Skill Improvement Tracker
Continuously track, analyze, and improve skills based on real session outcomes. This skill implements the Continual Learning Loop where every session compounds into better future skills.
When to Use
Use this skill when:
- Ending a significant work session (run retrospective)
- A skill invocation failed or underperformed
- During optimization sprints or quality reviews
- Before major deployments (validate skill health)

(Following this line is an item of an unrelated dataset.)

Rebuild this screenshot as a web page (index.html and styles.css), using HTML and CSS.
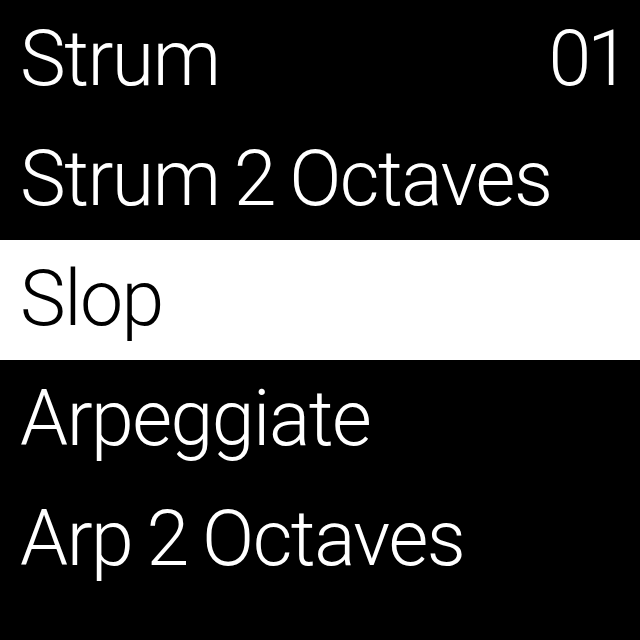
FILE: index.html
```html
<!DOCTYPE html>
<html>
<head>
<meta charset="utf-8">
<link rel="stylesheet" href="styles.css">
</head>
<body>
<div class="screen">
  <div class="row"><span class="label">Strum</span><span class="num">01</span></div>
  <div class="row"><span class="label">Strum 2 Octaves</span></div>
  <div class="row selected"><span class="label">Slop</span></div>
  <div class="row"><span class="label">Arpeggiate</span></div>
  <div class="row"><span class="label">Arp 2 Octaves</span></div>
</div>
</body>
</html>
```
FILE: styles.css
```css
html, body {
  margin: 0;
  padding: 0;
  background: #000;
}
.screen {
  width: 640px;
  height: 640px;
  background: #000;
  color: #fff;
  font-family: Roboto, "Liberation Sans", sans-serif;
  font-weight: 300;
  font-size: 77px;
  overflow: hidden;
}
.row {
  display: flex;
  justify-content: space-between;
  align-items: baseline;
  height: 120px;
  line-height: 118px;
  padding: 0 20px;
  white-space: nowrap;
}
.label {
  letter-spacing: -1.5px;
  word-spacing: -3px;
}
.num {
  letter-spacing: -4px;
  margin-right: -6px;
}
.selected {
  background: #fff;
  color: #000;
}
```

- After noticing repeated issues with a skill
Don't use when:
- Quick 1-2 turn interactions
- Non-skill-related tasks
- Already in a retrospective session
Core Concepts
The Continual Learning Loop
┌──────────────────────────────────────────────────────────────┐
│ CONTINUAL LEARNING LOOP │
├──────────────────────────────────────────────────────────────┤
│ │
│ SESSION START │
│ │ │
│ ▼ │
│ ┌───────────────┐ │
│ │ Load Baseline │◀──────────────────────────────┐ │
│ │ Learnings │ │ │
│ └───────┬───────┘ │ │
│ │ │ │
│ ▼ │ │
│ ┌───────────────┐ │ │
│ │ Apply Known │ │ │
│ │ Optimizations │ │ │
│ └───────┬───────┘ │ │
│ │ │ │
│ ▼ │ │
│ ┌───────────────┐ │ │
│ │ Track Skill │ │ │
│ │ Invocations │ │ │
│ └───────┬───────┘ │ │
│ │ │ │
│ ▼ │ │
│ ┌───────────────┐ │ │
│ │ Detect │ │ │
│ │ Patterns │──▶ Real-time alerts │ │
│ └───────┬───────┘ │ │
│ │ │ │
│ SESSION END │ │
│ │ │ │
│ ▼ │ │
│ ┌───────────────┐ │ │
│ │ Run │ │ │
│ │ Retrospective │ │ │
│ └───────┬───────┘ │ │
│ │ │ │
│ ▼ │ │
│ ┌───────────────┐ ┌───────────────┐ │ │
│ │ Generate │────▶│ Update │────────┘ │
│ │ Improvements │ │ skill-learnings.json │
│ └───────────────┘ └───────────────┘ │
│ │
└──────────────────────────────────────────────────────────────┘
Skill Effectiveness Scoring
Skills are scored based on invocation outcomes:
| Metric | Weight | Description |
|---|---|---|
| Success Rate | 40% | % of invocations completing successfully |
| Error Rate | 30% | % of invocations with errors |
| Retry Rate | 20% | % requiring multiple attempts |
| User Satisfaction | 10% | Explicit feedback (if available) |
Score Thresholds:
- 90-100%: Excellent - maintain current state
- 70-89%: Good - minor optimizations
- 50-69%: Needs Work - improve triggers and examples
- <50%: Critical - major revision required
Learning Loop Workflow
Phase 1: Session Start - Load Baselines
At session start, load accumulated learnings:
# Check skill health before starting
python3 hooks/session-retrospective.py --analyze-skills --json
What to Load:
- skill-learnings.json - Historical success/failure patterns
- skill-patterns.json - Known anti-patterns to avoid
- Recent session summaries - Context from recent work
Apply Optimizations:
- If a skill has known failure modes, add explicit warnings
- If a skill has declining performance, suggest alternatives
- If a skill has recurring errors, include workarounds
Phase 2: Real-Time Tracking
During session, track skill invocations:
Signals to Monitor:
- Skill invocation commands (
/skill-name,Use X skill) - Success indicators (checkmarks, "completed", "done")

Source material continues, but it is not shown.